- **Given instruction**:
Go through the material and pull out every line with the string "this" in it.

- **Exercise material**:
========

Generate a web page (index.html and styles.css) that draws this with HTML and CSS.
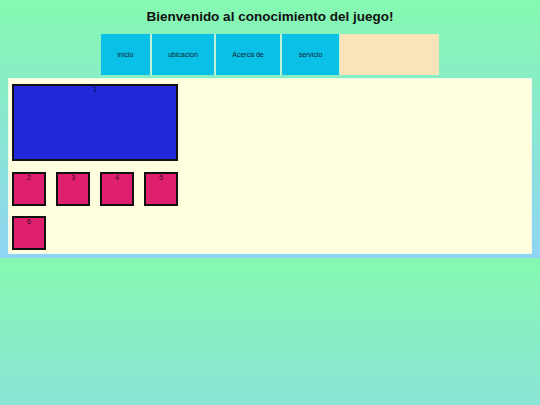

========

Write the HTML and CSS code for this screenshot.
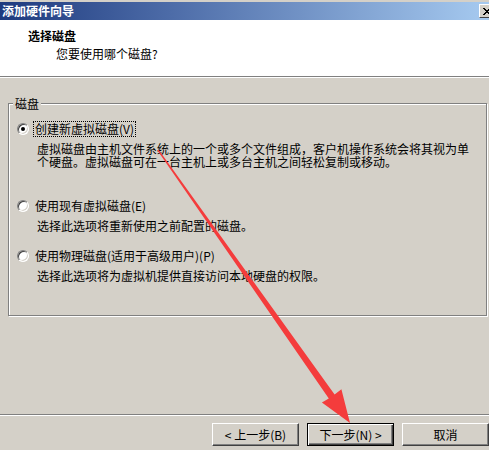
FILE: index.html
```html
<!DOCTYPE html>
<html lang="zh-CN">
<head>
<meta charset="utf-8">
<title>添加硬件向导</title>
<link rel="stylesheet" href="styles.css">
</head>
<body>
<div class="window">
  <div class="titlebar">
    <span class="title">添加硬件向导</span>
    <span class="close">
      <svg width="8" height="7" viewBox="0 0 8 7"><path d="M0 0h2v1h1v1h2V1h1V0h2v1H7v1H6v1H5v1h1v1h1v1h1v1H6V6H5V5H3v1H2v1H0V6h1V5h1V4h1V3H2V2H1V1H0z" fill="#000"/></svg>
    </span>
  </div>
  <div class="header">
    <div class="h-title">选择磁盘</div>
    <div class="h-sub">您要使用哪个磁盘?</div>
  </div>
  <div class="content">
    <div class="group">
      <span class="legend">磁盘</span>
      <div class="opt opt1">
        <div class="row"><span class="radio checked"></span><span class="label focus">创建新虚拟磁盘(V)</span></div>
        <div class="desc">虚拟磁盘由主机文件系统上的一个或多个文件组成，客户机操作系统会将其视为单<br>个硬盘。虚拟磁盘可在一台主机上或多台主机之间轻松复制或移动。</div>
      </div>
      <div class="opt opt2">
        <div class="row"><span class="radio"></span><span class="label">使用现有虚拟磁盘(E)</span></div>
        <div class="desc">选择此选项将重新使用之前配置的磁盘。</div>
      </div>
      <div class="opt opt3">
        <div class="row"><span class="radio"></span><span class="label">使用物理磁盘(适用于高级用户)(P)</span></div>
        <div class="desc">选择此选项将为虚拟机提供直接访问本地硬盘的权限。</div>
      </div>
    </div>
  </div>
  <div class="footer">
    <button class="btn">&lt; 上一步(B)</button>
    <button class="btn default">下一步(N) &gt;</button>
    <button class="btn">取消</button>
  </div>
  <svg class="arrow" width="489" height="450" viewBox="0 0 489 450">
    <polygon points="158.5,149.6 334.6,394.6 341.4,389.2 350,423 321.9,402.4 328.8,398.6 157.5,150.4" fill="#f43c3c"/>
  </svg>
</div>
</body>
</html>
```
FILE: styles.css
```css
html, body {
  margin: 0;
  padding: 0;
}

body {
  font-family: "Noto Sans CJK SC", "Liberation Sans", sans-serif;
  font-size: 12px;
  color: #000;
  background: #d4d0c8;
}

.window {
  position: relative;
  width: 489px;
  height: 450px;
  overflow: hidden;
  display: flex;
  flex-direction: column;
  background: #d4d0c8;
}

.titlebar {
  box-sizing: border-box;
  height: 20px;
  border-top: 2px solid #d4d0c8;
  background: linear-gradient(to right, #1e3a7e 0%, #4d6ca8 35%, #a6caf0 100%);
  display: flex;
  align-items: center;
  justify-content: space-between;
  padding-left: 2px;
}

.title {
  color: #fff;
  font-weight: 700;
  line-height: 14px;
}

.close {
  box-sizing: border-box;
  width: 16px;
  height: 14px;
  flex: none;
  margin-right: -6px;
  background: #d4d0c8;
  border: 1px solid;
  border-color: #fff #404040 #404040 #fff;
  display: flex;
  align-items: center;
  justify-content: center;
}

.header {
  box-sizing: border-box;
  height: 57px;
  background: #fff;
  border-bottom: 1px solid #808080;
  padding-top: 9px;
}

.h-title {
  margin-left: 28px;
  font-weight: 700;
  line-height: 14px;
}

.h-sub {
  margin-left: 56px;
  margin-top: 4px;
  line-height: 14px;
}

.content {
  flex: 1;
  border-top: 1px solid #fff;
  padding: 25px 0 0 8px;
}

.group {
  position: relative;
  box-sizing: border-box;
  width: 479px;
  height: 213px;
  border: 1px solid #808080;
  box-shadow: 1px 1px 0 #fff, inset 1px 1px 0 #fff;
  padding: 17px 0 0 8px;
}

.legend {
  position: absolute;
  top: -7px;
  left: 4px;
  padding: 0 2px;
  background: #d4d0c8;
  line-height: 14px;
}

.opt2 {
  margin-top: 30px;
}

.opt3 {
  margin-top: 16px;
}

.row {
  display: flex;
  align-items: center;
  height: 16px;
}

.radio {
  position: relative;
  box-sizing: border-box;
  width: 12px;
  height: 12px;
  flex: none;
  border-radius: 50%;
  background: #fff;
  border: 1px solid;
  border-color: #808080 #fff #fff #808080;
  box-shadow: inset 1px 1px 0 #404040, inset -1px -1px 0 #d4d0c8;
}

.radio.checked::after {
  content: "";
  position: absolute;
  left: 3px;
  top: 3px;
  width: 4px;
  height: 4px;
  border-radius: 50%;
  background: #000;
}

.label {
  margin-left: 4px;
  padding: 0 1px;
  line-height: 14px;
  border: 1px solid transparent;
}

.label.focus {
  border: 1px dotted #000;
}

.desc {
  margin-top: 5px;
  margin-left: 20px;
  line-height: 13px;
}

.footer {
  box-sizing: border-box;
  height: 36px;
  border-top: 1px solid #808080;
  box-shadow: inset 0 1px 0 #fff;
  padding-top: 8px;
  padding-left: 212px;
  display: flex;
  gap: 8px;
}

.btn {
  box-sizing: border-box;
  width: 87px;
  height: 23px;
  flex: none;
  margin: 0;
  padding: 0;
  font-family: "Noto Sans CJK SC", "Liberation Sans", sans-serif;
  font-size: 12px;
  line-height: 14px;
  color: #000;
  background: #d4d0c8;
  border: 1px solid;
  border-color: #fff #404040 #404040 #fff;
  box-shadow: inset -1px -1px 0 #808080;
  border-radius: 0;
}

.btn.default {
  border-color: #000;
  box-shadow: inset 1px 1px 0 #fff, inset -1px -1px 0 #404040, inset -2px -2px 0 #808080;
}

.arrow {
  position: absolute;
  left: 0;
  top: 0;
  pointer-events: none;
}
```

========

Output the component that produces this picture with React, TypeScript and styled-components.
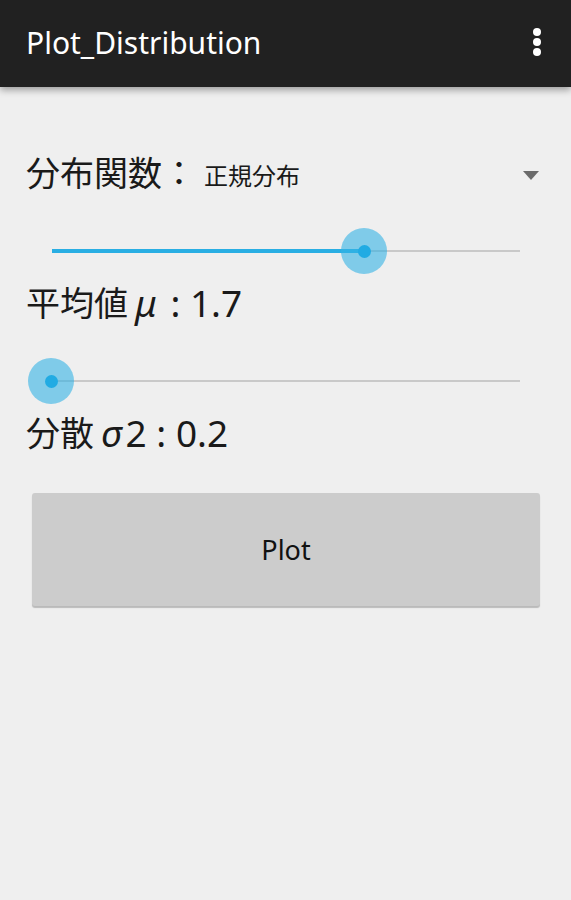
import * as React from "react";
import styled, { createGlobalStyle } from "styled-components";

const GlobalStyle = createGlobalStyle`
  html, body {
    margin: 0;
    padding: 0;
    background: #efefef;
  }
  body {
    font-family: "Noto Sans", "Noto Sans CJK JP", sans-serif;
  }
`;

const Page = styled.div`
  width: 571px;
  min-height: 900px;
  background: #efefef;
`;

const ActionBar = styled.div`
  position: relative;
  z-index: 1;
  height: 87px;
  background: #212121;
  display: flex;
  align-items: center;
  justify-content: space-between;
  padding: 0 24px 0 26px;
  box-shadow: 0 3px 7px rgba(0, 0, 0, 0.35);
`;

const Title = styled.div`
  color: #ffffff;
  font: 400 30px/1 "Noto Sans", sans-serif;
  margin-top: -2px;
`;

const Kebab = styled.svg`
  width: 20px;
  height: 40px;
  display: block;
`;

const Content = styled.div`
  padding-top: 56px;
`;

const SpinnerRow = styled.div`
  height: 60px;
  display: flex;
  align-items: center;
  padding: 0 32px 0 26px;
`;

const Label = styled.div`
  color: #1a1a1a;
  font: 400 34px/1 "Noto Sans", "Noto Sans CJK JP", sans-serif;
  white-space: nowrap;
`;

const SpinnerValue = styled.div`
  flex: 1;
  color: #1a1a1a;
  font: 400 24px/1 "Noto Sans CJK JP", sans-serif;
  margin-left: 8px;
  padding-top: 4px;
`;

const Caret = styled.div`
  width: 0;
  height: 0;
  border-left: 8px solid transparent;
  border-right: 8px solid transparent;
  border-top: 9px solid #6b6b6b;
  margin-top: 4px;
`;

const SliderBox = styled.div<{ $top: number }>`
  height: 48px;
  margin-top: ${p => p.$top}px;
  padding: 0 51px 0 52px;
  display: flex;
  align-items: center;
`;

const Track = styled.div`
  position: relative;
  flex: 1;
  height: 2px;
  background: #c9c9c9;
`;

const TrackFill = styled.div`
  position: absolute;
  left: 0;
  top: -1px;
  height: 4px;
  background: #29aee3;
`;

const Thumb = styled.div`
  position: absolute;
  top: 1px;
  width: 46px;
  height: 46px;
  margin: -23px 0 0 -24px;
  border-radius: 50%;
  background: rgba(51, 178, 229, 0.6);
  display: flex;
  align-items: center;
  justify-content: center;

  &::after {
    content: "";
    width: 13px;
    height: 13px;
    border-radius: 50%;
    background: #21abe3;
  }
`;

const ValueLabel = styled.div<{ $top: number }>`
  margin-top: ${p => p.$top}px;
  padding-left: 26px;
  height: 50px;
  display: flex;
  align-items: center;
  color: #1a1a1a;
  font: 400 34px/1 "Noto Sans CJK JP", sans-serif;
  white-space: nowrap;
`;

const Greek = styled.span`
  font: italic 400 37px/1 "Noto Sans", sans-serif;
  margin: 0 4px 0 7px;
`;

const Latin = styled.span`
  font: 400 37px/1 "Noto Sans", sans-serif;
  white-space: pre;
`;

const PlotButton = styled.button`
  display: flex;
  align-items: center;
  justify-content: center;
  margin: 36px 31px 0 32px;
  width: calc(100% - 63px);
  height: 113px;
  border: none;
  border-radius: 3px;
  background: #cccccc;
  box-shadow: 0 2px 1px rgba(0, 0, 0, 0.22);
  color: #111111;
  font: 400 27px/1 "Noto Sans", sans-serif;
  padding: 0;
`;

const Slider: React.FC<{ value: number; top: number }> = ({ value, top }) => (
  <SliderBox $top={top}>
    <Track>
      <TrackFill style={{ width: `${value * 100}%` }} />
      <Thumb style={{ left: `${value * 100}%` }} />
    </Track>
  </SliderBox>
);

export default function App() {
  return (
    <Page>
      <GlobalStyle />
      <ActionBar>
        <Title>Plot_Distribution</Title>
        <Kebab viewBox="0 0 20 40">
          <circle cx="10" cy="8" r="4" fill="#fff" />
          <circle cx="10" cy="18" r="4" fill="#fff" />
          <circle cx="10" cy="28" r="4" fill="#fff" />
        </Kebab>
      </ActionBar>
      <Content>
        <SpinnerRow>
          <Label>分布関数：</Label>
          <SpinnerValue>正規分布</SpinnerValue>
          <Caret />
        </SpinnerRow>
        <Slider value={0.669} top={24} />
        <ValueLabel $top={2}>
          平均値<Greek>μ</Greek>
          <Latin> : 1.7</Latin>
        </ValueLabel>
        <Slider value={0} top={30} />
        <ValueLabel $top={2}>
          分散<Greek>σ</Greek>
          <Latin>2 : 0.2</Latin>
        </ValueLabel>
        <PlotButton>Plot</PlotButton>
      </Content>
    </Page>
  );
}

========

- **Exercise solution**:
Generate a web page (index.html and styles.css) that draws this with HTML and CSS.
Write the HTML and CSS code for this screenshot.
Output the component that produces this picture with React, TypeScript and styled-components.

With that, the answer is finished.